Assuming I'm at home when it all goes pop, I'll be in here with my iodine tablets, a lot of cheap wine, tinned food and many year's worth of children's art work. We've got our own Swiss grade porta-potty in there, and a large air filtration machine with a big handle to turn. Apparently, after three weeks we can come out again. All the alarms were tested last week, good timing? I'm not sure we have enough food, and certainly not any water, so we'll be in trouble if there is an inspection. We've never been inspected in 20 years, but friends have.
So much for the protection of neutrality More importantly…..why the cheap wine? Surely that’s the time to indulge .
I was thinking that. I’ve seen too many post apocalyptic films to want to survive beyond the first wave of missiles.
Everyone living in Switzerland has to have access to a bomb shelter, either in your own house/apartment block, or in the municipal one. All houses built before ca. 2000 (I think) had to have built in bomb shelters, now when you build a house, if you don't install a shelter, you have to pay to 'rent' your place in the municipal one.

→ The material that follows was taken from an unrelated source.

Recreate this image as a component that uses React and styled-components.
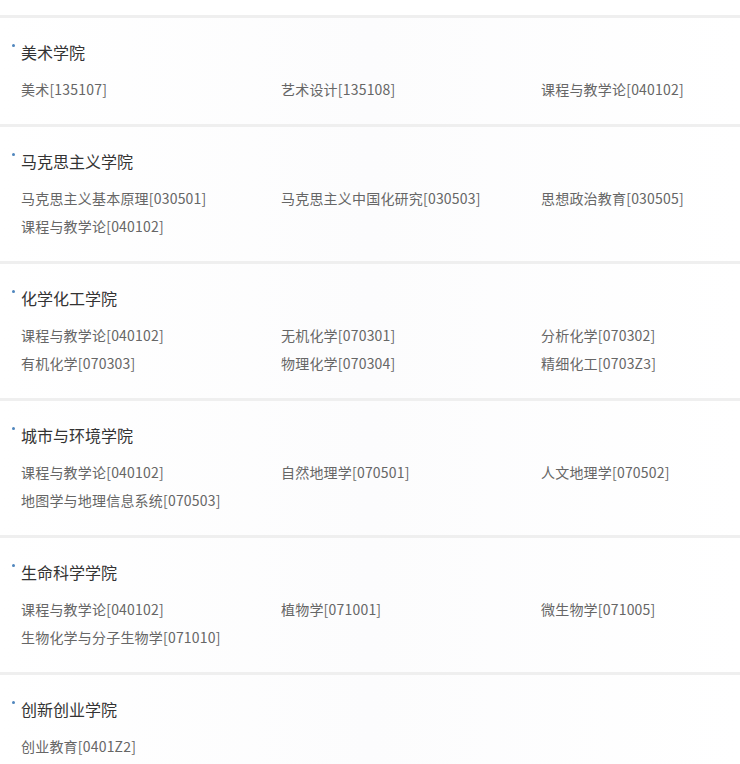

Our municipal one doubles up as the changing rooms at the local school. I'm also issued with iodine tablets, but that is because we live within 50 km of a nuclear power station. There's even one in the basement of the building where I work, just in case. All very safe, and just a bit paranoid. Not much is going to get through foot thick reinforced concrete, but what worries me is, how will we open the door again when the house has collapsed around it?
thank you. I never knew that. I don’t think you have to worry about opening the door. Others will clear the rubble for you waiting for your door to fresh supplies to open
Is this a reaction to the US trying to provide $60B "aid" and the Trump blocking it (temporarily?) circus?
As a teenager I went to stay with my then girlfriend's family in Lausanne. I slept in the nuclear bunker, which was just down a flight of stairs off the hallway. There was a conventional door so I didn't have to lock myself in with the big foot-thick metal one...
My wife’s Grandad watch the bomb at Hiroshima go off, from the navel ship he was on. They then got off the ship and walked around the site taking pics. Think she still has a couple.